The process of buying a home can be a complicated one — and one that often comes with unexpected expenses along the way. For someone buying a home for the first time, the first jolt is usually when the mortgage company gives the buyer an estimate of their closing costs. Closing costs refer to the cash (besides a down payment) you need to bring to the table to complete the sale and sign off on the mortgage loan. Closing costs consist of lender fees, attorney fees, title fees and a long list of other fees required to process your purchase. Actual amounts can vary widely, but experts generally estimate them at around 3 percent of the loan value. That can really add up, especially with a larger home!

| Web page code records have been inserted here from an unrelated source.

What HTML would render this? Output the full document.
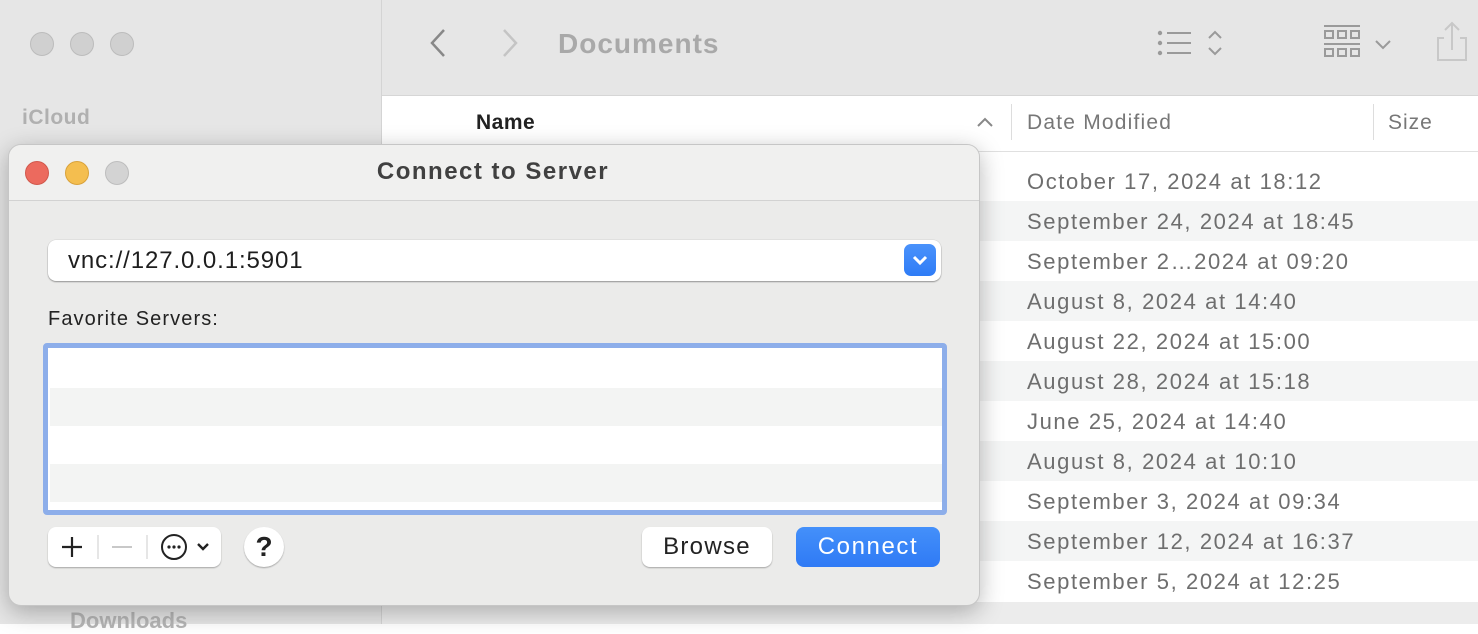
<!DOCTYPE html><html><head><style>
*{margin:0;padding:0;box-sizing:border-box}
body{width:1478px;height:624px;overflow:hidden;position:relative;background:#fff;font-family:"Liberation Sans",sans-serif}
.a{position:absolute}
.dot{position:absolute;width:24px;height:24px;border-radius:50%}
.row{position:absolute;left:382px;width:1096px;height:40px;font-size:22px;letter-spacing:1.6px;color:#6e6e6e;padding-left:645px;line-height:41px}
</style></head><body>
<div class="a" style="left:0;top:0;width:381px;height:624px;background:#e6e6e6"></div>
<div class="a" style="left:381px;top:0;width:1px;height:624px;background:#d4d4d4"></div>
<div class="a" style="left:382px;top:0;width:1096px;height:96px;background:#e6e6e6;border-bottom:1px solid #d6d6d6"></div>
<div class="dot" style="left:30px;top:32px;background:#d0d0d0;border:1px solid #bcbcbc"></div>
<div class="dot" style="left:70px;top:32px;background:#d0d0d0;border:1px solid #bcbcbc"></div>
<div class="dot" style="left:110px;top:32px;background:#d0d0d0;border:1px solid #bcbcbc"></div>
<div class="a" style="left:22px;top:106px;font-size:21px;font-weight:bold;color:#b0b0b0;letter-spacing:.5px">iCloud</div>
<div class="a" style="left:70px;top:608px;font-size:22px;font-weight:bold;color:#b5b5b5">Downloads</div>
<svg class="a" style="left:424px;top:26px" width="110" height="36"><path d="M20 4 L8 17 L20 30" fill="none" stroke="#888" stroke-width="2.5"/><path d="M80 4 L92 17 L80 30" fill="none" stroke="#c4c4c4" stroke-width="2.5"/></svg>
<div class="a" style="left:558px;top:28px;font-size:28px;font-weight:bold;color:#a9a9a9;letter-spacing:1px">Documents</div>
<svg class="a" style="left:1150px;top:20px" width="320" height="46"><g fill="none" stroke="#9a9a9a" stroke-width="2"><circle cx="10" cy="13" r="1.2" fill="#9a9a9a"/><circle cx="10" cy="23" r="1.2" fill="#9a9a9a"/><circle cx="10" cy="33" r="1.2" fill="#9a9a9a"/><path d="M17 13h24M17 23h24M17 33h24M59 18l6-6 6 6M59 28l6 6 6-6"/><path d="M174 6h36M174 24h36"/><rect x="175" y="11" width="8" height="7"/><rect x="188" y="11" width="8" height="7"/><rect x="201" y="11" width="8" height="7"/><rect x="175" y="29" width="8" height="7"/><rect x="188" y="29" width="8" height="7"/><rect x="201" y="29" width="8" height="7"/><path d="M226 21l7 7 7-7"/></g><g fill="none" stroke="#c8c8c8" stroke-width="2"><path d="M294 18h-6v22h28v-22h-6M302 30v-26M295 10l7-7 7 7"/></g></svg>
<div class="a" style="left:476px;top:111px;font-size:21px;font-weight:bold;color:#222;letter-spacing:.5px">Name</div>
<svg class="a" style="left:975px;top:115px" width="20" height="14"><path d="M3 11l7-7 7 7" fill="none" stroke="#888" stroke-width="2"/></svg>
<div class="a" style="left:1011px;top:104px;width:1px;height:36px;background:#ddd"></div>
<div class="a" style="left:1373px;top:104px;width:1px;height:36px;background:#ddd"></div>
<div class="a" style="left:1027px;top:111px;font-size:21px;color:#777;letter-spacing:1.2px">Date Modified</div>
<div class="a" style="left:1388px;top:111px;font-size:21px;color:#777;letter-spacing:1px">Size</div>
<div class="a" style="left:382px;top:151px;width:1096px;height:1px;background:#e0e0e0"></div>
<div class="row" style="top:161px">October 17, 2024 at 18:12</div>
<div class="row" style="top:201px;background:#f4f5f5">September 24, 2024 at 18:45</div>
<div class="row" style="top:241px">September 2…2024 at 09:20</div>
<div class="row" style="top:281px;background:#f4f5f5">August 8, 2024 at 14:40</div>
<div class="row" style="top:321px">August 22, 2024 at 15:00</div>
<div class="row" style="top:361px;background:#f4f5f5">August 28, 2024 at 15:18</div>
<div class="row" style="top:401px">June 25, 2024 at 14:40</div>
<div class="row" style="top:441px;background:#f4f5f5">August 8, 2024 at 10:10</div>
<div class="row" style="top:481px">September 3, 2024 at 09:34</div>
<div class="row" style="top:521px;background:#f4f5f5">September 12, 2024 at 16:37</div>
<div class="row" style="top:561px">September 5, 2024 at 12:25</div>
<div class="a" style="left:382px;top:602px;width:1096px;height:22px;background:#ececec"></div>
<div class="a" style="left:8px;top:144px;width:972px;height:462px;background:#ebebea;border:1px solid #c6c6c6;border-radius:13px;box-shadow:0 6px 24px rgba(0,0,0,.28);overflow:hidden">
 <div class="a" style="left:0;top:0;width:972px;height:56px;background:#f0f0ef;border-bottom:1px solid #d2d2d2"></div>
 <div class="dot" style="left:16px;top:16px;background:#ec6a5e;border:1px solid #d1584c"></div>
 <div class="dot" style="left:56px;top:16px;background:#f4be4f;border:1px solid #d9a23a"></div>
 <div class="dot" style="left:96px;top:16px;background:#d3d3d3;border:1px solid #bdbdbd"></div>
 <div class="a" style="left:0;top:13px;width:968px;text-align:center;font-size:24px;font-weight:bold;color:#404040;letter-spacing:1.5px">Connect to Server</div>
 <div class="a" style="left:39px;top:95px;width:893px;height:41px;background:#fff;border-radius:8px;box-shadow:0 1px 1.5px rgba(0,0,0,.35),0 0 0 .5px rgba(0,0,0,.08)"></div>
 <div class="a" style="left:59px;top:102px;font-size:24px;color:#1e1e1e;letter-spacing:.9px">vnc://127.0.0.1:5901</div>
 <div class="a" style="left:895px;top:99px;width:32px;height:32px;border-radius:7px;background:linear-gradient(#4a92fb,#2f7cf6)"><svg width="32" height="32"><path d="M10 13l6 6 6-6" fill="none" stroke="#fff" stroke-width="3"/></svg></div>
 <div class="a" style="left:39px;top:163px;font-size:20px;color:#222;letter-spacing:1.1px">Favorite Servers:</div>
 <div class="a" style="left:34px;top:198px;width:904px;height:172px;border:5px solid #8daeea;border-radius:4px;background:#fff;overflow:hidden">
  <div class="a" style="left:2px;top:40px;width:900px;height:38px;background:#f3f4f3"></div>
  <div class="a" style="left:2px;top:116px;width:900px;height:38px;background:#f3f4f3"></div>
 </div>
 <div class="a" style="left:39px;top:382px;width:173px;height:40px;background:#fff;border-radius:8px;box-shadow:0 1px 1.5px rgba(0,0,0,.3)">
  <svg width="173" height="40"><path d="M24 10v20M14 20h20" stroke="#222" stroke-width="2.2"/><path d="M50 8v24M99 8v24" stroke="#ddd" stroke-width="1.5"/><path d="M64 20h20" stroke="#c8c8c8" stroke-width="2"/><circle cx="126" cy="20" r="12" fill="none" stroke="#222" stroke-width="2"/><circle cx="121" cy="20" r="1.6" fill="#222"/><circle cx="126" cy="20" r="1.6" fill="#222"/><circle cx="131" cy="20" r="1.6" fill="#222"/><path d="M150 17l5 5 5-5" fill="none" stroke="#222" stroke-width="2.4"/></svg>
 </div>
 <div class="a" style="left:235px;top:382px;width:40px;height:40px;border-radius:50%;background:#fff;box-shadow:0 1px 1.5px rgba(0,0,0,.3);text-align:center;font-size:28px;font-weight:bold;line-height:40px;color:#222">?</div>
 <div class="a" style="left:633px;top:382px;width:130px;height:40px;border-radius:8px;background:#fff;box-shadow:0 1px 1.5px rgba(0,0,0,.3);text-align:center;font-size:24px;line-height:39px;color:#222;letter-spacing:1.3px">Browse</div>
 <div class="a" style="left:787px;top:382px;width:144px;height:40px;border-radius:8px;background:linear-gradient(#4490fa,#2f7af5);text-align:center;font-size:24px;line-height:39px;color:#fff;letter-spacing:1.6px">Connect</div>
</div>
</body></html>
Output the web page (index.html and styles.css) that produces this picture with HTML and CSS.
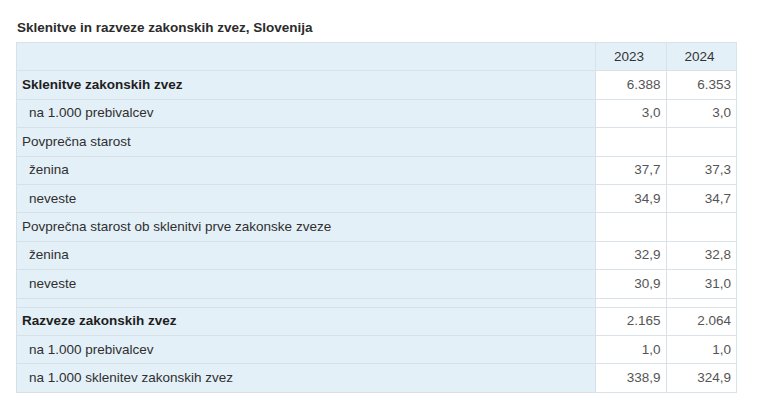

Fortunately, there are some ways to mitigate these costs. Let’s look at four ways you may be able to reduce or even eliminate your closing costs.

1. Shop around

Not every lender will charge the same amount of closing costs, so check the rates for several lenders and see if you find a marked difference in these costs. Occasionally, you can dive even deeper, comparing things like title insurance fees. If your lender gives you the freedom to choose a preferred title company, for example, you might ask to use a title company who is willing to discount their rates for you.

2. Consider paying fewer or no points

Many lenders offer you a lower interest rate in exchange for paying “points” – additional fees paid directly to the lender. This is a trade-off to get a lower interest rate (and a lower mortgage payment), but those points can really inflate your closing costs. Sometimes it’s not worth paying the extra points when interest rates are low, so consider reducing your closing costs by taking the higher interest loan. Your mortgage payment might be slightly higher, but you’ll have to bring less money to the closing table.

3. Negotiate with the seller

Both buyers and sellers have closing costs with a home sale, but sometimes a motivated seller is willing to absorb the buyer’s closing costs to seal the deal. See if your seller has any wiggle room to help you out. They may either pay the closing costs directly, or they may reduce the sale price of the home proportionately.

4. Close at the end of the month

Part of your closing costs include pre-payment of any interest and insurance premiums that will accrue between the closing date and the first month your mortgage comes due. If you close at or near the end of the month, these prorated amounts become null and are eliminated from your closing costs.

  • Bonus tip: Be sure to double check the numbers on your estimated settlement and your final settlement statement (which you receive a few days before closing), and make sure there are no unexpected added fees. Ask questions about any fees you don’t understand, and look for possible mistakes or repeated fees.